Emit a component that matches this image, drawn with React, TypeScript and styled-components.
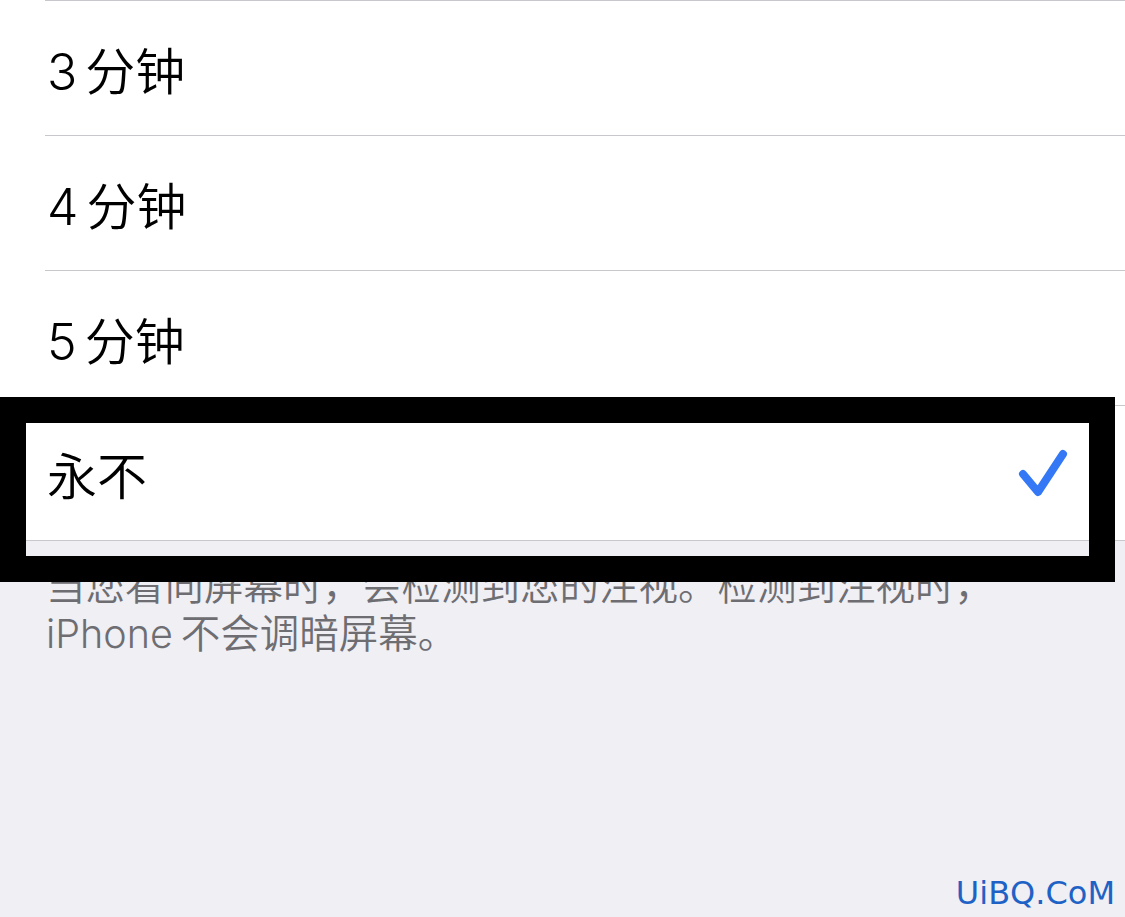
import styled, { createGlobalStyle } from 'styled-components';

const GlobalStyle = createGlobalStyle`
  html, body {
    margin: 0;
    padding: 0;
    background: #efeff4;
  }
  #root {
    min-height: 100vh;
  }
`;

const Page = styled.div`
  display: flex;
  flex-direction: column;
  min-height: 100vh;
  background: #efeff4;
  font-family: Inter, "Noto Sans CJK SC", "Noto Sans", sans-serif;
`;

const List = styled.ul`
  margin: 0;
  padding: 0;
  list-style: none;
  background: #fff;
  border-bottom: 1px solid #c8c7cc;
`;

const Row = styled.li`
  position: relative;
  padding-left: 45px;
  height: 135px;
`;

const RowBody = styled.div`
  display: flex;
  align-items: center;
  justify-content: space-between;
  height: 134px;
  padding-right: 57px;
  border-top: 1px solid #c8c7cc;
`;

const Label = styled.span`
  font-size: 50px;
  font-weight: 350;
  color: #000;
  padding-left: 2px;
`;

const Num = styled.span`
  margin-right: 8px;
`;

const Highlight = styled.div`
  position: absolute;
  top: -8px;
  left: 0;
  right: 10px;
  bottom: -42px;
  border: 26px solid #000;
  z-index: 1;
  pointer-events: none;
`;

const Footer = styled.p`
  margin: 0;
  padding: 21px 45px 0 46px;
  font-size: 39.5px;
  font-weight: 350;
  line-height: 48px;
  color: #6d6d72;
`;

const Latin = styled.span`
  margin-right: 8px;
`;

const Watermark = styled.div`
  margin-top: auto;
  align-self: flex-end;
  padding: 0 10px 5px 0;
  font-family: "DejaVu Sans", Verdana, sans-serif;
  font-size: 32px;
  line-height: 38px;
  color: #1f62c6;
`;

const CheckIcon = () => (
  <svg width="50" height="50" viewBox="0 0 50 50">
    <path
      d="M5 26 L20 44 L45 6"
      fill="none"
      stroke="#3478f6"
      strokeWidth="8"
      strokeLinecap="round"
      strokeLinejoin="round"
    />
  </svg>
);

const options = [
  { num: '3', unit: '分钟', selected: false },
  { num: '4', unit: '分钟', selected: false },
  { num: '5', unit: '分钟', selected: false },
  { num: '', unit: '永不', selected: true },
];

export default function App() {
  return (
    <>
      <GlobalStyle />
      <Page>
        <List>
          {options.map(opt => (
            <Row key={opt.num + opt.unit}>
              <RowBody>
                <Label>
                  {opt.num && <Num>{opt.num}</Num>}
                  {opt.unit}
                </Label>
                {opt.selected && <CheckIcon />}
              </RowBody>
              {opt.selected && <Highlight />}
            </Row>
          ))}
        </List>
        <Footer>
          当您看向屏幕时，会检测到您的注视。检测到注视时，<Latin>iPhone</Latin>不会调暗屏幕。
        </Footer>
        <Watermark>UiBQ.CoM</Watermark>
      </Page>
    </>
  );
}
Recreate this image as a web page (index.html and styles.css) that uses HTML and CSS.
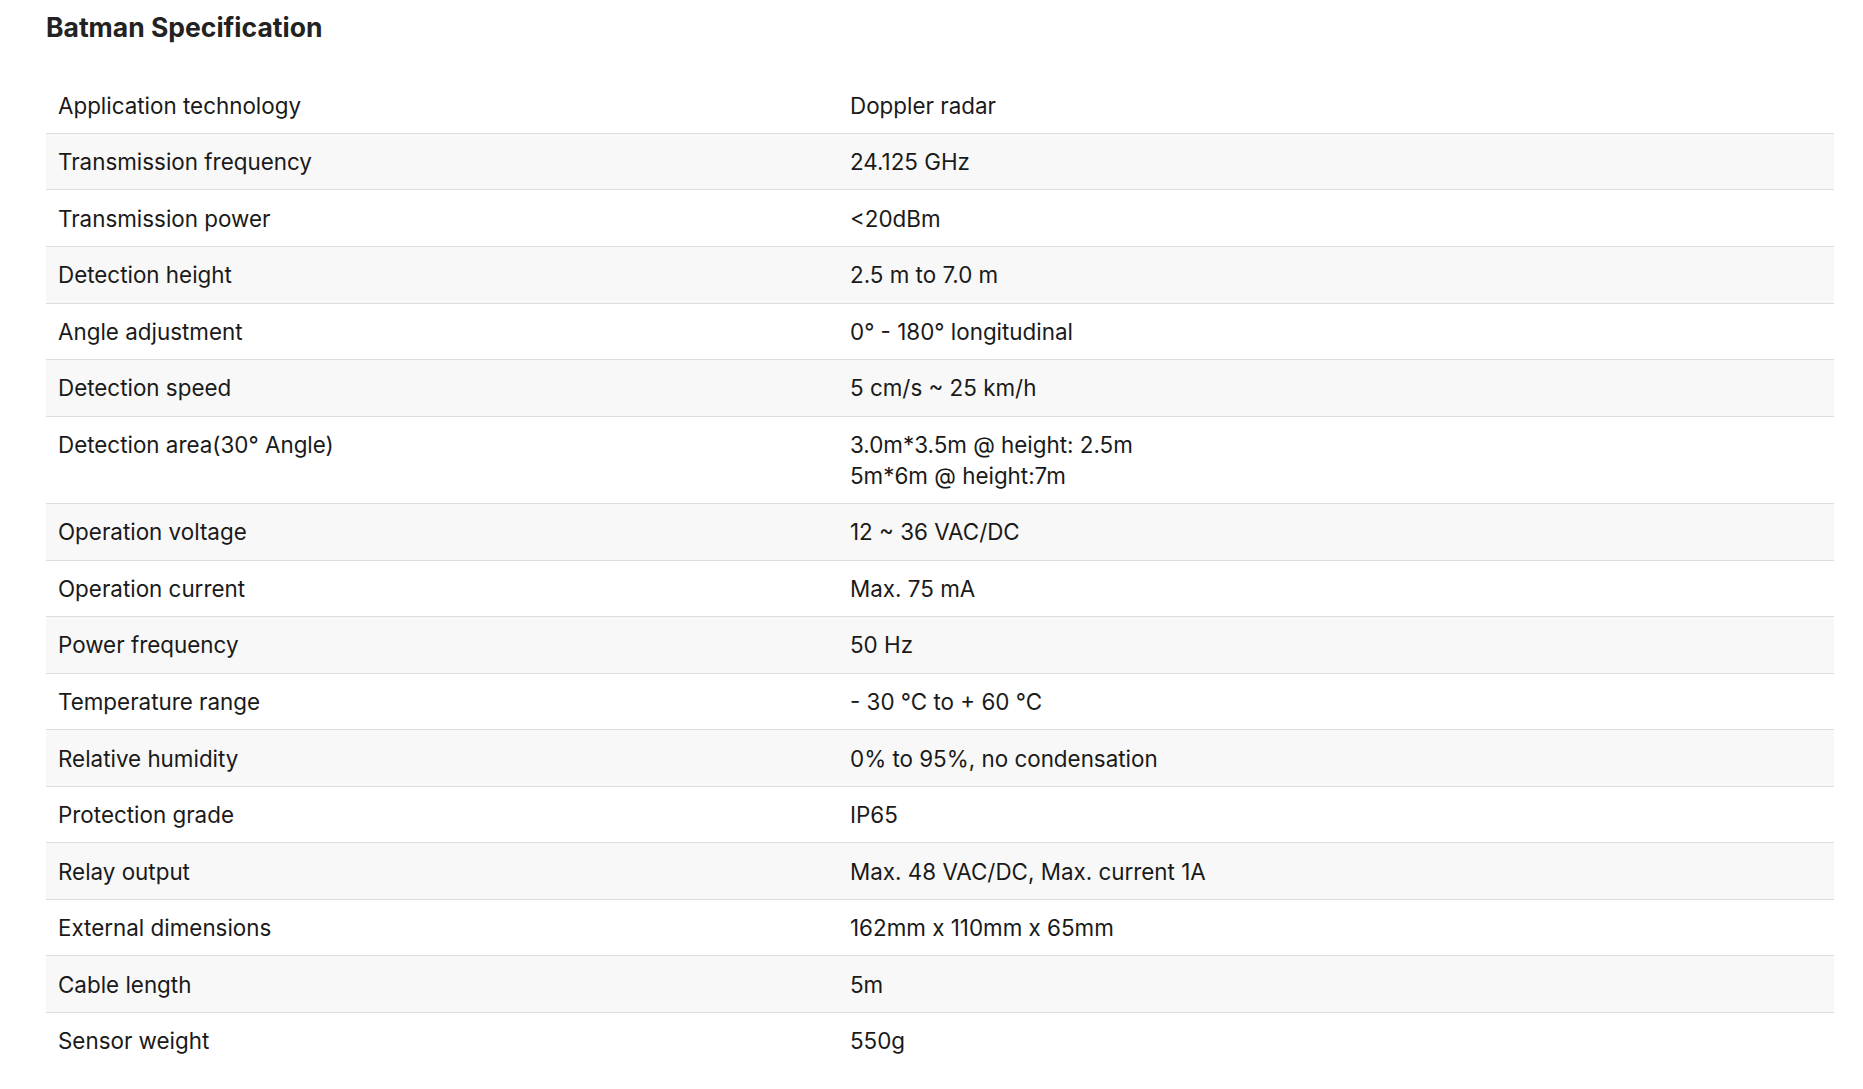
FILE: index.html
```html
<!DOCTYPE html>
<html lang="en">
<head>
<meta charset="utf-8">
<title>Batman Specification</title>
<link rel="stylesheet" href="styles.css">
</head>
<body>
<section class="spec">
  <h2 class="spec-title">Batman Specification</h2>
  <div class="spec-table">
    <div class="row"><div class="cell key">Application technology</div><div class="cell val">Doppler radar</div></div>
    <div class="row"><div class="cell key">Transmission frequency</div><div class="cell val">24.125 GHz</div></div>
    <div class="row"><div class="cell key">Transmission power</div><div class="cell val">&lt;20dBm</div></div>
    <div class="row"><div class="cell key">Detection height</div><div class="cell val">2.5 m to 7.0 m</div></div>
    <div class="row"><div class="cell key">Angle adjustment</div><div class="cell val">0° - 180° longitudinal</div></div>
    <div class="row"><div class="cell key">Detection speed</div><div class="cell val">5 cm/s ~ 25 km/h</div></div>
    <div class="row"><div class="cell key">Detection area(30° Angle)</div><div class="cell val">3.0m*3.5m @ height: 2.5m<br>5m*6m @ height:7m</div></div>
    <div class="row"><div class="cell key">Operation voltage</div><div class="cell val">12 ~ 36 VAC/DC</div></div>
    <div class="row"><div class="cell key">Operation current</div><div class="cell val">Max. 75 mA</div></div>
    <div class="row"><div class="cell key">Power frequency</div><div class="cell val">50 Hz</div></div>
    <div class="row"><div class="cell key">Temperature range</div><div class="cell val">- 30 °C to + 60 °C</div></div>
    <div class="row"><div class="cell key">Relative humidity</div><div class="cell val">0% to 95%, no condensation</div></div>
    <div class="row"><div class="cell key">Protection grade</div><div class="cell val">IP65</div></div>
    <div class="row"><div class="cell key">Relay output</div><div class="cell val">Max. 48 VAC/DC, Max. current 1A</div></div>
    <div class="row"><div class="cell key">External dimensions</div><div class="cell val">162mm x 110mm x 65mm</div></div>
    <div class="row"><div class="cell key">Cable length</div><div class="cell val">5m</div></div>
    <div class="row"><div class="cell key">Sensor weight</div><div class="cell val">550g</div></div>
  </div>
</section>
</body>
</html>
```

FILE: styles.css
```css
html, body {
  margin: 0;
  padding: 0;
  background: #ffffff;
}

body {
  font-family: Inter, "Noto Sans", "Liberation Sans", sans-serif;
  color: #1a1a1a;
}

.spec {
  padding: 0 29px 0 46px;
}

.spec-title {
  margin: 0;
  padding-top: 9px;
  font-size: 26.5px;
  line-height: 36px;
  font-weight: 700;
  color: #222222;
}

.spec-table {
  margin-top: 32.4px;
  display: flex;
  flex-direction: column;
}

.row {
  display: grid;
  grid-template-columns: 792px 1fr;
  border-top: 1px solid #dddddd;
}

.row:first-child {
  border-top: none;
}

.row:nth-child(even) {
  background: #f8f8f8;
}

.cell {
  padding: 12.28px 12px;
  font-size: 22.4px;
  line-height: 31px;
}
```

◇ ◇ ◇ ◇ ◇ ◇ ◇

Task to carry out: Leave every image out, and retype the material exactly.

Result for this task:
Emit a component that matches this image, drawn with React, TypeScript and styled-components.
import styled, { createGlobalStyle } from 'styled-components';

const GlobalStyle = createGlobalStyle`
  html, body {
    margin: 0;
    padding: 0;
    background: #efeff4;
  }
  #root {
    min-height: 100vh;
  }
`;

const Page = styled.div`
  display: flex;
  flex-direction: column;
  min-height: 100vh;
  background: #efeff4;
  font-family: Inter, "Noto Sans CJK SC", "Noto Sans", sans-serif;
`;

const List = styled.ul`
  margin: 0;
  padding: 0;
  list-style: none;
  background: #fff;
  border-bottom: 1px solid #c8c7cc;
`;

const Row = styled.li`
  position: relative;
  padding-left: 45px;
  height: 135px;
`;

const RowBody = styled.div`
  display: flex;
  align-items: center;
  justify-content: space-between;
  height: 134px;
  padding-right: 57px;
  border-top: 1px solid #c8c7cc;
`;

const Label = styled.span`
  font-size: 50px;
  font-weight: 350;
  color: #000;
  padding-left: 2px;
`;

const Num = styled.span`
  margin-right: 8px;
`;

const Highlight = styled.div`
  position: absolute;
  top: -8px;
  left: 0;
  right: 10px;
  bottom: -42px;
  border: 26px solid #000;
  z-index: 1;
  pointer-events: none;
`;

const Footer = styled.p`
  margin: 0;
  padding: 21px 45px 0 46px;
  font-size: 39.5px;
  font-weight: 350;
  line-height: 48px;
  color: #6d6d72;
`;

const Latin = styled.span`
  margin-right: 8px;
`;

const Watermark = styled.div`
  margin-top: auto;
  align-self: flex-end;
  padding: 0 10px 5px 0;
  font-family: "DejaVu Sans", Verdana, sans-serif;
  font-size: 32px;
  line-height: 38px;
  color: #1f62c6;
`;

const CheckIcon = () => (
  <svg width="50" height="50" viewBox="0 0 50 50">
    <path
      d="M5 26 L20 44 L45 6"
      fill="none"
      stroke="#3478f6"
      strokeWidth="8"
      strokeLinecap="round"
      strokeLinejoin="round"
    />
  </svg>
);

const options = [
  { num: '3', unit: '分钟', selected: false },
  { num: '4', unit: '分钟', selected: false },
  { num: '5', unit: '分钟', selected: false },
  { num: '', unit: '永不', selected: true },
];

export default function App() {
  return (
    <>
      <GlobalStyle />
      <Page>
        <List>
          {options.map(opt => (
            <Row key={opt.num + opt.unit}>
              <RowBody>
                <Label>
                  {opt.num && <Num>{opt.num}</Num>}
                  {opt.unit}
                </Label>
                {opt.selected && <CheckIcon />}
              </RowBody>
              {opt.selected && <Highlight />}
            </Row>
          ))}
        </List>
        <Footer>
          当您看向屏幕时，会检测到您的注视。检测到注视时，<Latin>iPhone</Latin>不会调暗屏幕。
        </Footer>
        <Watermark>UiBQ.CoM</Watermark>
      </Page>
    </>
  );
}
Recreate this image as a web page (index.html and styles.css) that uses HTML and CSS.
FILE: index.html
```html
<!DOCTYPE html>
<html lang="en">
<head>
<meta charset="utf-8">
<title>Batman Specification</title>
<link rel="stylesheet" href="styles.css">
</head>
<body>
<section class="spec">
  <h2 class="spec-title">Batman Specification</h2>
  <div class="spec-table">
    <div class="row"><div class="cell key">Application technology</div><div class="cell val">Doppler radar</div></div>
    <div class="row"><div class="cell key">Transmission frequency</div><div class="cell val">24.125 GHz</div></div>
    <div class="row"><div class="cell key">Transmission power</div><div class="cell val">&lt;20dBm</div></div>
    <div class="row"><div class="cell key">Detection height</div><div class="cell val">2.5 m to 7.0 m</div></div>
    <div class="row"><div class="cell key">Angle adjustment</div><div class="cell val">0° - 180° longitudinal</div></div>
    <div class="row"><div class="cell key">Detection speed</div><div class="cell val">5 cm/s ~ 25 km/h</div></div>
    <div class="row"><div class="cell key">Detection area(30° Angle)</div><div class="cell val">3.0m*3.5m @ height: 2.5m<br>5m*6m @ height:7m</div></div>
    <div class="row"><div class="cell key">Operation voltage</div><div class="cell val">12 ~ 36 VAC/DC</div></div>
    <div class="row"><div class="cell key">Operation current</div><div class="cell val">Max. 75 mA</div></div>
    <div class="row"><div class="cell key">Power frequency</div><div class="cell val">50 Hz</div></div>
    <div class="row"><div class="cell key">Temperature range</div><div class="cell val">- 30 °C to + 60 °C</div></div>
    <div class="row"><div class="cell key">Relative humidity</div><div class="cell val">0% to 95%, no condensation</div></div>
    <div class="row"><div class="cell key">Protection grade</div><div class="cell val">IP65</div></div>
    <div class="row"><div class="cell key">Relay output</div><div class="cell val">Max. 48 VAC/DC, Max. current 1A</div></div>
    <div class="row"><div class="cell key">External dimensions</div><div class="cell val">162mm x 110mm x 65mm</div></div>
    <div class="row"><div class="cell key">Cable length</div><div class="cell val">5m</div></div>
    <div class="row"><div class="cell key">Sensor weight</div><div class="cell val">550g</div></div>
  </div>
</section>
</body>
</html>
```

FILE: styles.css
```css
html, body {
  margin: 0;
  padding: 0;
  background: #ffffff;
}

body {
  font-family: Inter, "Noto Sans", "Liberation Sans", sans-serif;
  color: #1a1a1a;
}

.spec {
  padding: 0 29px 0 46px;
}

.spec-title {
  margin: 0;
  padding-top: 9px;
  font-size: 26.5px;
  line-height: 36px;
  font-weight: 700;
  color: #222222;
}

.spec-table {
  margin-top: 32.4px;
  display: flex;
  flex-direction: column;
}

.row {
  display: grid;
  grid-template-columns: 792px 1fr;
  border-top: 1px solid #dddddd;
}

.row:first-child {
  border-top: none;
}

.row:nth-child(even) {
  background: #f8f8f8;
}

.cell {
  padding: 12.28px 12px;
  font-size: 22.4px;
  line-height: 31px;
}
```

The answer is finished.